Let me introduce Universal Reference auto&& or T&& , which can be either rvalue reference or lvalue reference.

template<typename T>
void foo(T&& arg);      // arg is universal reference

foo(make());            // arg is unique_ptr<A>&&

unique_ptr<A> a(new A);
foo(a);                 // arg is unique_ptr<A>&

Reference Collapsing

If the argument is an lvalue of type X, due to a special rule, T is deduced to be X&, hence T&& would mean something like X& &&. But since C++ still has no notion of ref to ref, the type X& && is collapsed into X&. This is called Reference Collapsing rule, which is essential for Perfect Forwarding.

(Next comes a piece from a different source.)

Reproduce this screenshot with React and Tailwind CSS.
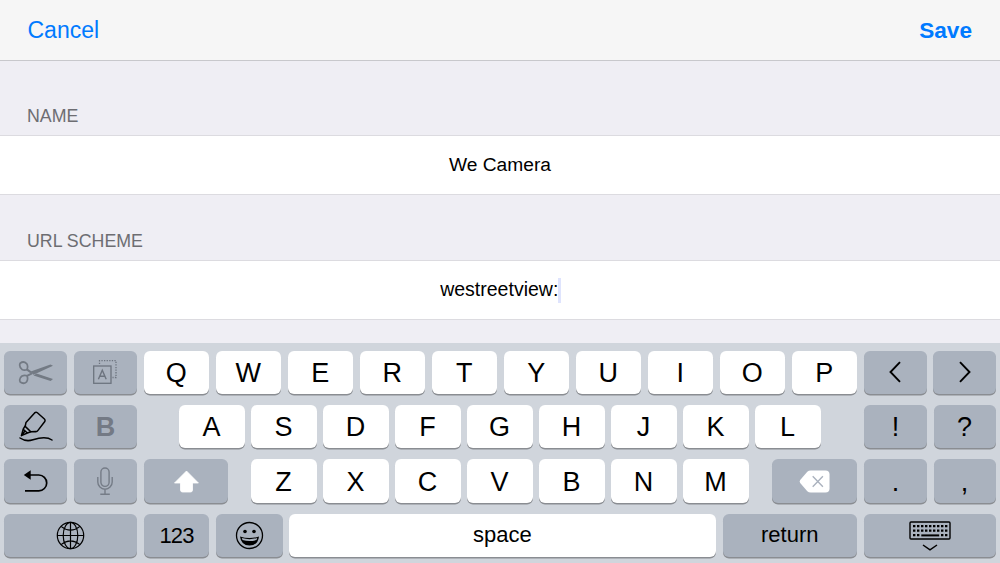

auto&& x = a;      // unique_ptr<A>& && x = a;  -> unique_ptr<A>& x = a;
auto&& x = make(); // unique_ptr<A>&& && x = a; -> unique_ptr<A>&& x = a;

Forwarding References

For param, like all function parameters, is an lvalue. Remember, an rvalue reference is itself a lvalue. Every call to process inside functions will thus want to invoke the lvalue overload. Perfect forwarding means we don’t just forward objects, we also forward their their types. std::forward<T> is used in templates for forwarding a type to invoke the correct overload you want.

void overloaded(const int& x) { std::cout << "[lvalue]"; }
void overloaded(int&& x) { std::cout << "[rvalue]"; }

auto&& ref = 8;
// `rvalue reference` is itself `lvalue`
overloaded(ref);             // [lvalue]
// let COMPILER know to use rvalue
overloaded(std::move(ref));  // [rvalue]

template <typename T>
void foo(T&& arg) {
  // NOTE !!! arg is always an lvalue
  overloaded(arg); 
  // parameter is rvalue only if T is int&&
  overloaded(std::forward<T>(arg));
}

int a;
foo(a); // calling foo with lvalue: [lvalue][lvalue]
foo(0); // calling foo with rvalue: [lvalue][rvalue]

Do Remember

std::move performs an unconditional cast to an rvalue. In and of itself, it doesn’t move anything.

std::forward casts its argument to an rvalue only if that argument is bound to an rvalue.

Both std::move and std::forward do nothing at runtime.